_STATED GOAL:_
Examine the entries and show every line in which the word "this" is found.

_PROVIDED INFORMATION:_
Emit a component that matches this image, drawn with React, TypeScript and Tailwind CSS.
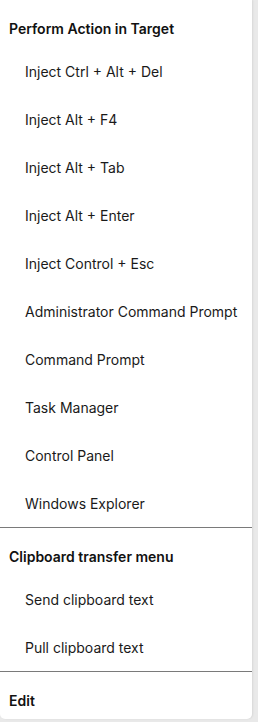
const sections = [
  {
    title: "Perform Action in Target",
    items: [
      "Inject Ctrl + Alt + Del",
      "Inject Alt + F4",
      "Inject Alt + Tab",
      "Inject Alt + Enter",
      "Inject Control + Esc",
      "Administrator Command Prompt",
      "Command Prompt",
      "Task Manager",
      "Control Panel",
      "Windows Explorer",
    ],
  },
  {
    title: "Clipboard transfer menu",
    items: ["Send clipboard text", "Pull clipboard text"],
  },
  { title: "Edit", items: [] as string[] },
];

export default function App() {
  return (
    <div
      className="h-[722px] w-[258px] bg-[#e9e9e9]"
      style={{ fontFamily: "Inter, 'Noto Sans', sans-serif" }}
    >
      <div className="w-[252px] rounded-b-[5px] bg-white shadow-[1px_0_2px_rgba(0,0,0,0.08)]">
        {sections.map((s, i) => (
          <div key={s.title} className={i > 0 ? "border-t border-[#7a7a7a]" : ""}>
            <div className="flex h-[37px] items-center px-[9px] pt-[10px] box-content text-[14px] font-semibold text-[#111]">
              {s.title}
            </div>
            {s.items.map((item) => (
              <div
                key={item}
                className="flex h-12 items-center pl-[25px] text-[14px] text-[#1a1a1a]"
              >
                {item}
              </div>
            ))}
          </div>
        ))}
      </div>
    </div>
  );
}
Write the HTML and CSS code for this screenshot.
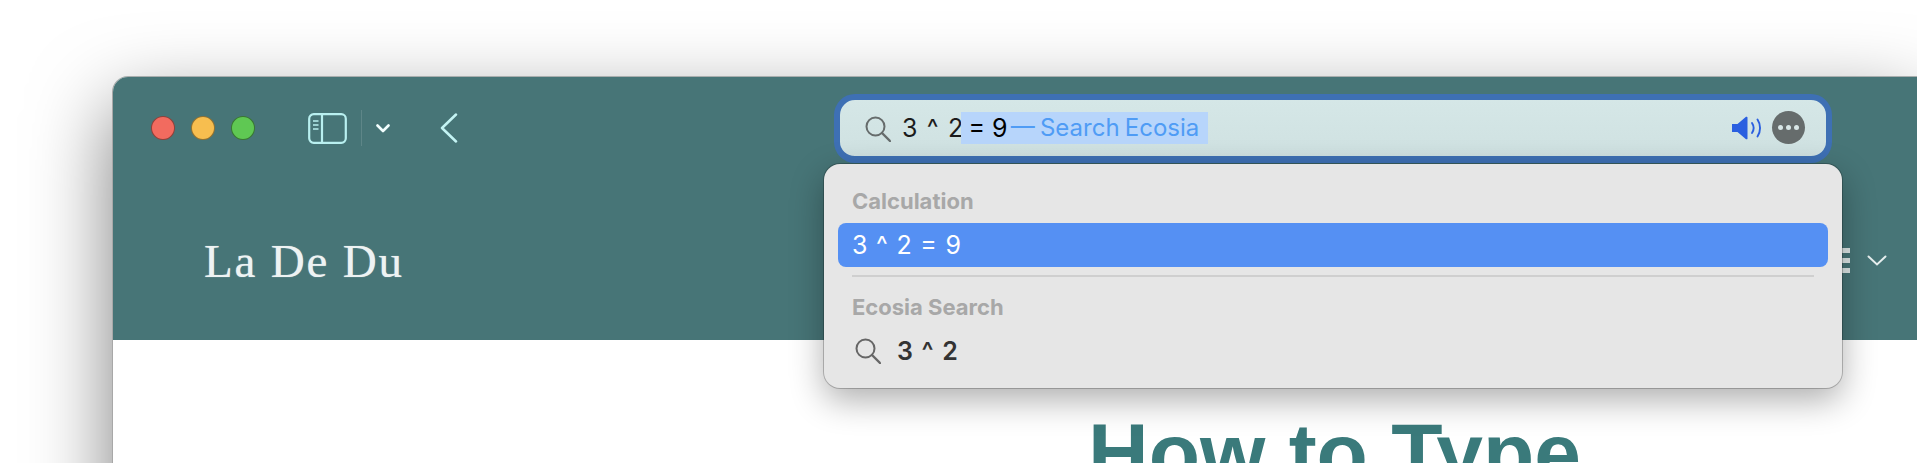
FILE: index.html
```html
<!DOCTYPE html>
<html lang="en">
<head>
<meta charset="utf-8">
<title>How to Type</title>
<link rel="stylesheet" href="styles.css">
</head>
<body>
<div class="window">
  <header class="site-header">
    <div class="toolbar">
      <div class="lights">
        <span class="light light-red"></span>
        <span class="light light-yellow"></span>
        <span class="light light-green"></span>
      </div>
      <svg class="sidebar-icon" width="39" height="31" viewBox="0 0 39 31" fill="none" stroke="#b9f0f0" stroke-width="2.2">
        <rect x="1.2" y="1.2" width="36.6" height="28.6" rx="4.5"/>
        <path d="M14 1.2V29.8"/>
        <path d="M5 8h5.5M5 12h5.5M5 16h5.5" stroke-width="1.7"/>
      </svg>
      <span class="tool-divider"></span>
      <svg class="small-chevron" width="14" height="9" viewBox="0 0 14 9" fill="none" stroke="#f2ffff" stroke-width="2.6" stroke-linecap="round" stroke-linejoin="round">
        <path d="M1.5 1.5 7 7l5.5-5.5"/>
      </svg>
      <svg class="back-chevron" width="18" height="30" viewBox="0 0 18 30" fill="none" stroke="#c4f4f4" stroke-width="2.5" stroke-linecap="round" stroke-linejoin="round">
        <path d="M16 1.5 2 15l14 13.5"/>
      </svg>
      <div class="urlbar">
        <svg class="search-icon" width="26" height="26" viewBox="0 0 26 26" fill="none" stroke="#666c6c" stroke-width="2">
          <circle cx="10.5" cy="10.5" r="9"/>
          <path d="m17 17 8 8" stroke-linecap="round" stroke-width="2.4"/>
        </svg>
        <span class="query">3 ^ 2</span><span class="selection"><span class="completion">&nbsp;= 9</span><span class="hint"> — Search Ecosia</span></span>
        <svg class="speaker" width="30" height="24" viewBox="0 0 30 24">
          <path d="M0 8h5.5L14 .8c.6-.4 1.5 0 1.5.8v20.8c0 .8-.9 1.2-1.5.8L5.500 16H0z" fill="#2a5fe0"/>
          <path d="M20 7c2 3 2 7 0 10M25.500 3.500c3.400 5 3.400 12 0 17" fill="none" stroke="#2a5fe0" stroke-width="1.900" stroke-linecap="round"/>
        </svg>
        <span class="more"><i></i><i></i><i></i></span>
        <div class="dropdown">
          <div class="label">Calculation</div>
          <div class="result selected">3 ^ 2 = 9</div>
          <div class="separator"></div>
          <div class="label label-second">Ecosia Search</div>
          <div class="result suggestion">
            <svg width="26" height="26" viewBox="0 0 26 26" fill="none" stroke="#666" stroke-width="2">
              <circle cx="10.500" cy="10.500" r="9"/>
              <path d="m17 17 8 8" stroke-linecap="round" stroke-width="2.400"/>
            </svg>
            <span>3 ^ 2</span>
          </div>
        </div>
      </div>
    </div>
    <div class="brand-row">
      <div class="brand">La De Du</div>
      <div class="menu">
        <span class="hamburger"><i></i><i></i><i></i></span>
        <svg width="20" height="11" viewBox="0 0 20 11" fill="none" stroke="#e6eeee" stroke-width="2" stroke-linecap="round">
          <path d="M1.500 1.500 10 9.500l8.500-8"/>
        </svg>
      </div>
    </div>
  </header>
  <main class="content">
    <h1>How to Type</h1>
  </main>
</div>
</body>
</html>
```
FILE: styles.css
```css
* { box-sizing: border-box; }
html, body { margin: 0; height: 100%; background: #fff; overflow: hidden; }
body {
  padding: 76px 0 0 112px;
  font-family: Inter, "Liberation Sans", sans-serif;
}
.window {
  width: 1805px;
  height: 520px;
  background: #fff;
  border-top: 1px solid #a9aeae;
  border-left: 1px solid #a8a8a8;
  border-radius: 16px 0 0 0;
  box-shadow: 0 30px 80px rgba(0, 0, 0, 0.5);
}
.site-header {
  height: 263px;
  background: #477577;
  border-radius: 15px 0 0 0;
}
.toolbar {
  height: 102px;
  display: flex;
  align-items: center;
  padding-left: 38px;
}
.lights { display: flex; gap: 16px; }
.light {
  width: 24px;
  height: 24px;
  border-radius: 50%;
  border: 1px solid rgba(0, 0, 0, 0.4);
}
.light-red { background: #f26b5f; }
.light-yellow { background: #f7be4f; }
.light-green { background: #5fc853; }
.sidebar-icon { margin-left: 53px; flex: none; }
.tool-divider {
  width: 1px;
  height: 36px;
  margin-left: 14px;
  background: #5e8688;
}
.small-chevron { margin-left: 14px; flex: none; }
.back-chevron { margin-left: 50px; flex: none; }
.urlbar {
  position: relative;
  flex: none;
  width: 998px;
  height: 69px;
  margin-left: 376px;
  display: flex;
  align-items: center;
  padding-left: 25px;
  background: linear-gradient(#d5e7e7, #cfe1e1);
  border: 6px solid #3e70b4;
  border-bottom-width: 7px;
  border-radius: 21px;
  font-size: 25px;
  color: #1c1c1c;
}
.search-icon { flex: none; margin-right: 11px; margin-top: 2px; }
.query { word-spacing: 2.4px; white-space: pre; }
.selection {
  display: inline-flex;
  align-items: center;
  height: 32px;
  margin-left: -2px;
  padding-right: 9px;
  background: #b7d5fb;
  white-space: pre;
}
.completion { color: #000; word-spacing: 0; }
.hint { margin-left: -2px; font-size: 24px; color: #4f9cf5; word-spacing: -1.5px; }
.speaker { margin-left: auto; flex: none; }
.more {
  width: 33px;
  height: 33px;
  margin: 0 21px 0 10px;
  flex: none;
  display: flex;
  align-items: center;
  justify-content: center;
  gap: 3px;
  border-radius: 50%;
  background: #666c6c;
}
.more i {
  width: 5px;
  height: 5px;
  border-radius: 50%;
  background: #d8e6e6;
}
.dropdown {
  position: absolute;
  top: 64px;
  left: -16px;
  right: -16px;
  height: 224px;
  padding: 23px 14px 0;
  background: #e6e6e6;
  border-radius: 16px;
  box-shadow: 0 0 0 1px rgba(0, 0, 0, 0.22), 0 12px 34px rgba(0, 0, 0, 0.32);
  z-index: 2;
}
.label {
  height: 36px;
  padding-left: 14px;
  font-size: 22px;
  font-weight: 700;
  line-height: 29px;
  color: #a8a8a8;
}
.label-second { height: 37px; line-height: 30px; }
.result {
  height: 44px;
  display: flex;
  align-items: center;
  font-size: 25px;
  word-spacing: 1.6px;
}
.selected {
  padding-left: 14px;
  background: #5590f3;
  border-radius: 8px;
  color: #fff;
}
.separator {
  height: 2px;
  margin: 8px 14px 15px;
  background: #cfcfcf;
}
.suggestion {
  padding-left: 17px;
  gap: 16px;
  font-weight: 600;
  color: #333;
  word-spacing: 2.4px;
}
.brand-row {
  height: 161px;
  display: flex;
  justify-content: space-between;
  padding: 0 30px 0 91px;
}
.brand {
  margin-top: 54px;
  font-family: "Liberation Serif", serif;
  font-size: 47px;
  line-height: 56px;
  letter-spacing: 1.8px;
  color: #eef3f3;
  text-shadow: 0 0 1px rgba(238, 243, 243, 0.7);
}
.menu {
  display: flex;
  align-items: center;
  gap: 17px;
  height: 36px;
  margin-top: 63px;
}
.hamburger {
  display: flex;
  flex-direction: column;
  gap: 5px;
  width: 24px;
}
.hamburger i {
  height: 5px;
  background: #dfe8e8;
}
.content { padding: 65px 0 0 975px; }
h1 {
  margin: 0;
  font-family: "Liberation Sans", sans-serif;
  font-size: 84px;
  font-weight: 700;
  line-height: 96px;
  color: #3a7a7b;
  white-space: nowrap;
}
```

_THE SOLUTION:_
Emit a component that matches this image, drawn with React, TypeScript and Tailwind CSS.
Write the HTML and CSS code for this screenshot.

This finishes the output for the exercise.